Conference Proceeding

Publication Date


Publication Title

Proceedings of the Association of American Geographers Annual Meeting


To better assess the relationships between environmental exposures and health outcomes, an appropriate spatiotemporal interpolation is critical. Usually, air pollution data is collected at a limited number of monitoring locations and with a non-continuous manner. Traditional spatiotemporal methods treat space and time separately when interpolating the pollution data in the continuous space-time domain. Such interpolation results may be far away from the satisfaction. Li et al. (2004) proposed the extension approach to incorporate spatial and temporal dimensions simultaneously by treating time as another dimension in space. Unfortunately, modern work on spatiotemporal interpolation utilized simplistic methods to scale the range of the time dimension.
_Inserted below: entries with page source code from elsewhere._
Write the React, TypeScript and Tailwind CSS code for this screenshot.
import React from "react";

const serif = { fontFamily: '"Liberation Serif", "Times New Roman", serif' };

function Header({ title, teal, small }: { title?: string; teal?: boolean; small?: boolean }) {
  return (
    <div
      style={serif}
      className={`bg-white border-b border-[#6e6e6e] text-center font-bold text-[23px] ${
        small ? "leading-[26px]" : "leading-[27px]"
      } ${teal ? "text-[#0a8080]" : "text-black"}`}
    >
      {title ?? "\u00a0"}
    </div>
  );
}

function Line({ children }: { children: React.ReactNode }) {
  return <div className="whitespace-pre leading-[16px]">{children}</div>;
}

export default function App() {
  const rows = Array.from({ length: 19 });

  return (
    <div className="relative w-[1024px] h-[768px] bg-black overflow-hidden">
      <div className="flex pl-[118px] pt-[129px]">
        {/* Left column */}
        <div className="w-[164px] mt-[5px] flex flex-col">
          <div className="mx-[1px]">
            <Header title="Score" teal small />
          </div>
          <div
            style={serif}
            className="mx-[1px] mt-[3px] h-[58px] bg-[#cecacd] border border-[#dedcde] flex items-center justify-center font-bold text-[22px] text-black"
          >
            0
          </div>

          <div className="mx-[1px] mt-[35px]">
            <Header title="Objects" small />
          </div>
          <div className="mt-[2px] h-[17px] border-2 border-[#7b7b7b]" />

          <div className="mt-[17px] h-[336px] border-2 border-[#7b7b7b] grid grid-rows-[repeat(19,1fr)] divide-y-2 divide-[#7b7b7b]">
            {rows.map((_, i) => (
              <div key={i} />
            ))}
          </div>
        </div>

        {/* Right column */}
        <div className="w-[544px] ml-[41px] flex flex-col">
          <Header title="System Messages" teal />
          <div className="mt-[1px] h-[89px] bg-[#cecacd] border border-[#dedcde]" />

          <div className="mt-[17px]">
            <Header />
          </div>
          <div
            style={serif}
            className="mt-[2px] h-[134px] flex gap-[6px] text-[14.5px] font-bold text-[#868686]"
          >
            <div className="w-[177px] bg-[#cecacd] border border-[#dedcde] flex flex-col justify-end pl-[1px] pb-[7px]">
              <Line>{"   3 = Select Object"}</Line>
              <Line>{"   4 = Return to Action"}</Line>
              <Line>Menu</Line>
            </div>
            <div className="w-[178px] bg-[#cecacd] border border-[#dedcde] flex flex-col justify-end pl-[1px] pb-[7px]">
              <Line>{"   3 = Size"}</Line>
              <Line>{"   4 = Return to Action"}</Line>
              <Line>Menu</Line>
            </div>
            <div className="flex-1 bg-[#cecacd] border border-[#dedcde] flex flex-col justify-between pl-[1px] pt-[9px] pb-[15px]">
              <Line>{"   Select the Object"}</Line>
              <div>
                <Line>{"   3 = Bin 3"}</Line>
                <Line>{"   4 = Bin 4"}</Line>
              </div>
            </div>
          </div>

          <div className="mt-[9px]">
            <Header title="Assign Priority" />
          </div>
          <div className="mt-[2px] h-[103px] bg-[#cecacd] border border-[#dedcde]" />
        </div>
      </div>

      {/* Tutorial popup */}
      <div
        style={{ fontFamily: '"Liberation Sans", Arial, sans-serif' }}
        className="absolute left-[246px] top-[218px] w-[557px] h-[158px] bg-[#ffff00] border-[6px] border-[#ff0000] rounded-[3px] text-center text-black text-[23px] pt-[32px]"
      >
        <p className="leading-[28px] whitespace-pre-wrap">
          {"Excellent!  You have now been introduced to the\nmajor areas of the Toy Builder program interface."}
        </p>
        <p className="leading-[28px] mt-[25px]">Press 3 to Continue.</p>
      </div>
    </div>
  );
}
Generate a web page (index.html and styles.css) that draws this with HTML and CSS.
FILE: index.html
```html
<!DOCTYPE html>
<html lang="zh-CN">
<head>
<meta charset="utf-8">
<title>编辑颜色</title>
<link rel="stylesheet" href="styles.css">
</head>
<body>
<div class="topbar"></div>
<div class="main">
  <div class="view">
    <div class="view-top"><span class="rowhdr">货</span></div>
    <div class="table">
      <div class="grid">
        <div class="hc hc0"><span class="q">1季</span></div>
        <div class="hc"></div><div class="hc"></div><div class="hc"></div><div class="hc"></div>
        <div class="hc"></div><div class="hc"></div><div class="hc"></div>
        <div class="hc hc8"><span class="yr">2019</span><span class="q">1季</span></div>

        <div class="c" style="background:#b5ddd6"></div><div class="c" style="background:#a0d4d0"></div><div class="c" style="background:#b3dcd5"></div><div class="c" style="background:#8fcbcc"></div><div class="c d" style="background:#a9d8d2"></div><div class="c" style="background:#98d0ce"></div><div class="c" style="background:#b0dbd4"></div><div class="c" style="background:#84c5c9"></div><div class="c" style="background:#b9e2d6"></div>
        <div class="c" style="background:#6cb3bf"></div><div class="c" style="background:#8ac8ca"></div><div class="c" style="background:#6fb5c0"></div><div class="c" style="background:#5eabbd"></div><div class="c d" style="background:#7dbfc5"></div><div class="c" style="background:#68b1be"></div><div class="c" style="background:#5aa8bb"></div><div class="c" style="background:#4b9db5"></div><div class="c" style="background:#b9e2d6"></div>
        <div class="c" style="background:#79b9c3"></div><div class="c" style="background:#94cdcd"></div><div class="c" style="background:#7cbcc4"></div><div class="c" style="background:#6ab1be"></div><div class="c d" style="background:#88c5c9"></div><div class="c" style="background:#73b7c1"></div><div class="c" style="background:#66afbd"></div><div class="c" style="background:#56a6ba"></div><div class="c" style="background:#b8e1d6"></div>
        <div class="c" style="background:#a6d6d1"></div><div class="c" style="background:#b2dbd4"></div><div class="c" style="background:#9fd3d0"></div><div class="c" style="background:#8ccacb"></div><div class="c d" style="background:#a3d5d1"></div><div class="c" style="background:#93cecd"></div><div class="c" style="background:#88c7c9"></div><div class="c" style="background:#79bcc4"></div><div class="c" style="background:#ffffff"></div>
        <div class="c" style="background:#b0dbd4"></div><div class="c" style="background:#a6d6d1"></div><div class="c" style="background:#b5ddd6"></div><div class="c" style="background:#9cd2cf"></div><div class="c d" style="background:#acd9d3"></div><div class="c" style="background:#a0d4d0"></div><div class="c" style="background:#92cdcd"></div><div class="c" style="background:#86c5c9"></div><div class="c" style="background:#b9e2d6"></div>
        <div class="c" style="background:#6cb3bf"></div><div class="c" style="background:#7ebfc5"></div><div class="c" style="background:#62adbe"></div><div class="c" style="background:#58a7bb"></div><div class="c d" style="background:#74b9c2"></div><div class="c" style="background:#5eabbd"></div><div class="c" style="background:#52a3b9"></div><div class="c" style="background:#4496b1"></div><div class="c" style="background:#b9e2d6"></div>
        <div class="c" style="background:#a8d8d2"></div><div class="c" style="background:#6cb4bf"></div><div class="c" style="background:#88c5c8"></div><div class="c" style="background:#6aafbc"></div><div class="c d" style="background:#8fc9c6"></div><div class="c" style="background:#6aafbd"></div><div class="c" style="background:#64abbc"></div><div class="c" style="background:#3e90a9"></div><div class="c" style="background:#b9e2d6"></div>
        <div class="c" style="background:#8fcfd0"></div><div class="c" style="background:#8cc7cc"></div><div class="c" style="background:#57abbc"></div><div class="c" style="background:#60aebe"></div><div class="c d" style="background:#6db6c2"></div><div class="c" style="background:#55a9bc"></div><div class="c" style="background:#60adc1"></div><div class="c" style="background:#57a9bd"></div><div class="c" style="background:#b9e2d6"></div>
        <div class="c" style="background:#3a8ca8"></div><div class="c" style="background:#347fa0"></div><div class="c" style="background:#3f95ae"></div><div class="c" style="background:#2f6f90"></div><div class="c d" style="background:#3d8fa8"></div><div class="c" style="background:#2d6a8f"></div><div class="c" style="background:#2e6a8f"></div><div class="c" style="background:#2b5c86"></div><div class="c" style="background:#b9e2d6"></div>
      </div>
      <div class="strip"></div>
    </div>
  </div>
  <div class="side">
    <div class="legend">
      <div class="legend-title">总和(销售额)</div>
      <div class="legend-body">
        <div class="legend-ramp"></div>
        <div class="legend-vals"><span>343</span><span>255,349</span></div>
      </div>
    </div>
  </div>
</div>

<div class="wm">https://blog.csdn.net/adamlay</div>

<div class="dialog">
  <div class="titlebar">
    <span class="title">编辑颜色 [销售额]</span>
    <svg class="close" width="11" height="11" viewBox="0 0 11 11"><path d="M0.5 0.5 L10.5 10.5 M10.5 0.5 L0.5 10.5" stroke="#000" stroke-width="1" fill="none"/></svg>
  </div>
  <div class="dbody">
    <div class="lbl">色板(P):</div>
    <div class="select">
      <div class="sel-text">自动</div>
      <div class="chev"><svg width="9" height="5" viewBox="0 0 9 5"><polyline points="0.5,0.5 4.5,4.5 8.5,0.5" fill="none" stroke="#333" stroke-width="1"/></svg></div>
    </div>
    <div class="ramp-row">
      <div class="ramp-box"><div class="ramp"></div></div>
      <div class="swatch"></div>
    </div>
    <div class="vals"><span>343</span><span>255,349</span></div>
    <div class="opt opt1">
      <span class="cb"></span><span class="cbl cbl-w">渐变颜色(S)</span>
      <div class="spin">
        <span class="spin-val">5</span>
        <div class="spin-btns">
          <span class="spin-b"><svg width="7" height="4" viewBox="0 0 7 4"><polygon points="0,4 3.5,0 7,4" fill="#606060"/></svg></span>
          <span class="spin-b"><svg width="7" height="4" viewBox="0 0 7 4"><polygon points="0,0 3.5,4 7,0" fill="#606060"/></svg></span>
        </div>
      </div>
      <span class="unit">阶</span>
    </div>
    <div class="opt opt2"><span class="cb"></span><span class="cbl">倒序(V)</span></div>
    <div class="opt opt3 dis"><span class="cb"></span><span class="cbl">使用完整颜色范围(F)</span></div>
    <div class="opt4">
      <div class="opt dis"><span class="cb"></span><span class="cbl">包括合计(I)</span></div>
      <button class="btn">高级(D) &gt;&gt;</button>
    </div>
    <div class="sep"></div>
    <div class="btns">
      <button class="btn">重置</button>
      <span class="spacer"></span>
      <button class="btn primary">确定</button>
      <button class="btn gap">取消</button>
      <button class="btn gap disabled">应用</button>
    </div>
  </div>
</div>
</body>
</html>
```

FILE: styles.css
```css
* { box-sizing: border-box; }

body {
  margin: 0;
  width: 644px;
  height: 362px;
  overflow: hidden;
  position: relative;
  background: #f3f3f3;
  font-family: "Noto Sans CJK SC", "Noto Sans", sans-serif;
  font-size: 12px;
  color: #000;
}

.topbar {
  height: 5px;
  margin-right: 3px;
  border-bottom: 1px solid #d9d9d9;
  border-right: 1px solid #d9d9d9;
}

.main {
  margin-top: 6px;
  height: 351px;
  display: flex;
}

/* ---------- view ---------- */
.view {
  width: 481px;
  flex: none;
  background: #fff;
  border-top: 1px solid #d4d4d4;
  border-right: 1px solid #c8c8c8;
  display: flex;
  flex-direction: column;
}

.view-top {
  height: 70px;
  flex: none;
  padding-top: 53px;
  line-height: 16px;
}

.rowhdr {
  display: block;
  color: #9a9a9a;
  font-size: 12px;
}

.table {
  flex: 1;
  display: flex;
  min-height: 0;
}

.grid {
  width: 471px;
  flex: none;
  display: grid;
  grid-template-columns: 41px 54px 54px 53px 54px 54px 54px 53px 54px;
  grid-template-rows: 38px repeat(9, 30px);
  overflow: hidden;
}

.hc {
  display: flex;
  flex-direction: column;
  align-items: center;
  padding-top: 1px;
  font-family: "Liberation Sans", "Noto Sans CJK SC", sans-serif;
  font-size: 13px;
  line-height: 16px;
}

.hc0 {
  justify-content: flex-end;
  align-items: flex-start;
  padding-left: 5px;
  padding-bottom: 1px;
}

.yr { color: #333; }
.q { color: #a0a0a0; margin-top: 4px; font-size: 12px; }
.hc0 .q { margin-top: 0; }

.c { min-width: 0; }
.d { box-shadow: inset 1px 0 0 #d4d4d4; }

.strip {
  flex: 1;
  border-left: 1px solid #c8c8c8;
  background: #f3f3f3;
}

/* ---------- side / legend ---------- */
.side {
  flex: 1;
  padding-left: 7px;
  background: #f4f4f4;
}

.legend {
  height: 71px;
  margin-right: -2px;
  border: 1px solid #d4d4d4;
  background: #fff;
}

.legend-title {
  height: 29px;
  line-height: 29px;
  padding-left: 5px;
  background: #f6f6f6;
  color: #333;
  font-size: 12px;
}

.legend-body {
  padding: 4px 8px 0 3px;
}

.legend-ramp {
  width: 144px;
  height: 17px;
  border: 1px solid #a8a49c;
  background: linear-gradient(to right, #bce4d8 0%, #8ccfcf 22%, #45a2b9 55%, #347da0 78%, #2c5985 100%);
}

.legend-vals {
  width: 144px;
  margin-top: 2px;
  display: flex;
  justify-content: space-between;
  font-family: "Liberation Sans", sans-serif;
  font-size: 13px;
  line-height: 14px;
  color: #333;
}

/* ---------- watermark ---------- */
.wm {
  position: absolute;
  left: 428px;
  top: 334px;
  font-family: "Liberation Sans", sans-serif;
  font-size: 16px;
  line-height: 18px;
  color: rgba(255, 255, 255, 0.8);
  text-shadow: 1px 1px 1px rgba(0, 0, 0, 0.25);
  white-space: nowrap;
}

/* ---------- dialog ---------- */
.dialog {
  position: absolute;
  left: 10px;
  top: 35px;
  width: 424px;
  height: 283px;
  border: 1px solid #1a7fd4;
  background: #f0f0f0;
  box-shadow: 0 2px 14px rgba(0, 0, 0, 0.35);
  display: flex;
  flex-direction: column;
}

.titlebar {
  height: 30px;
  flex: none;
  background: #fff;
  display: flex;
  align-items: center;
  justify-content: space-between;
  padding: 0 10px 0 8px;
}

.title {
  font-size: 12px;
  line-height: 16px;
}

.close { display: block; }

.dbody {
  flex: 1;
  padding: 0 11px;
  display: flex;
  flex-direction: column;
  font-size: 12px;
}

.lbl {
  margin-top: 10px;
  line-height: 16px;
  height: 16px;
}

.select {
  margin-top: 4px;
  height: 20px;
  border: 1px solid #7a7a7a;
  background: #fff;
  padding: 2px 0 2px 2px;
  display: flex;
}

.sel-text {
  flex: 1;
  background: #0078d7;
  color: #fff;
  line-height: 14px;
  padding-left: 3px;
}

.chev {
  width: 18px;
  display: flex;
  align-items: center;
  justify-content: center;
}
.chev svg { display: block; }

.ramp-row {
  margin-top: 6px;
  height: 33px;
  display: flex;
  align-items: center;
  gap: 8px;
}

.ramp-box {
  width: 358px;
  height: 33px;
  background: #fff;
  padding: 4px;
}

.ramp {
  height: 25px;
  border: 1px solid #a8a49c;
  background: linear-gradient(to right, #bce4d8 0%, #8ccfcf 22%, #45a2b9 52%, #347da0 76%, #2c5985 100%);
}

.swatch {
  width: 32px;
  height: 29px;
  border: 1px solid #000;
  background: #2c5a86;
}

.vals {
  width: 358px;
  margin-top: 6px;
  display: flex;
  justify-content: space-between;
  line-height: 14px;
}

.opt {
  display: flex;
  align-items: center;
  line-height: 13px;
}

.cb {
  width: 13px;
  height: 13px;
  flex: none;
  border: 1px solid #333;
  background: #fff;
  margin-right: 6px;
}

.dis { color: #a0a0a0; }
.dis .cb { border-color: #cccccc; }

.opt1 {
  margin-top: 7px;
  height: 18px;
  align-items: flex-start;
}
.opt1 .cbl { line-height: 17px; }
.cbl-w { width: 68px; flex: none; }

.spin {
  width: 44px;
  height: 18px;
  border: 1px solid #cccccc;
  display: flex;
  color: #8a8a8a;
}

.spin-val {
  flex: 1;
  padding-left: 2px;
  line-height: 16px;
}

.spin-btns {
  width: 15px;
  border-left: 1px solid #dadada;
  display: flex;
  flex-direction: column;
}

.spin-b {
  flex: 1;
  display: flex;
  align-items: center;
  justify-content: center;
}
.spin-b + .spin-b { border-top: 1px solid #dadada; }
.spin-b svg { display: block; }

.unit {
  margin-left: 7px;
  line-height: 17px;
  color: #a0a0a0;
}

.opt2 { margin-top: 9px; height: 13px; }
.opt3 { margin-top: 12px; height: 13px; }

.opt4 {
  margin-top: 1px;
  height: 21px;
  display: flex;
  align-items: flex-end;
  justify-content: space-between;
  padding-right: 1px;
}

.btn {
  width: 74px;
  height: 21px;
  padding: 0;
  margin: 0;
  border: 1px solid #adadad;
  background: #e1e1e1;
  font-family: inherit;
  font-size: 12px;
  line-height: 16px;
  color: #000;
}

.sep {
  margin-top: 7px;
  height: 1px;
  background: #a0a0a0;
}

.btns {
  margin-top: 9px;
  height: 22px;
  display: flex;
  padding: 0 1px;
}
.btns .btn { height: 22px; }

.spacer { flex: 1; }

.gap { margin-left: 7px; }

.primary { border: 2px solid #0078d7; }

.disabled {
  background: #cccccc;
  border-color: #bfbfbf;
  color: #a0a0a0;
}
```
Besides, due to the large data sets, experiments are usually very expensive in running time. Based on a recent work by Li et al. (2014), we develop an IDW (Inverse Distance Weighting)-based spatiotemporal interpolation, employ the efficient k-d tree structure to store data, combine the extension approach with machine learning methods, such as k-fold cross validation and bootstrap aggregating, to learn optimal parameters. Furthermore, we implement our method on Apache Spark, which is a lightning-fast cluster computing framework and represents the avant-garde of big data processing tools. Our experimental results demonstrate the computational power and improved performance of our method, which significantly outperforms the previous work in terms of speed and accuracy.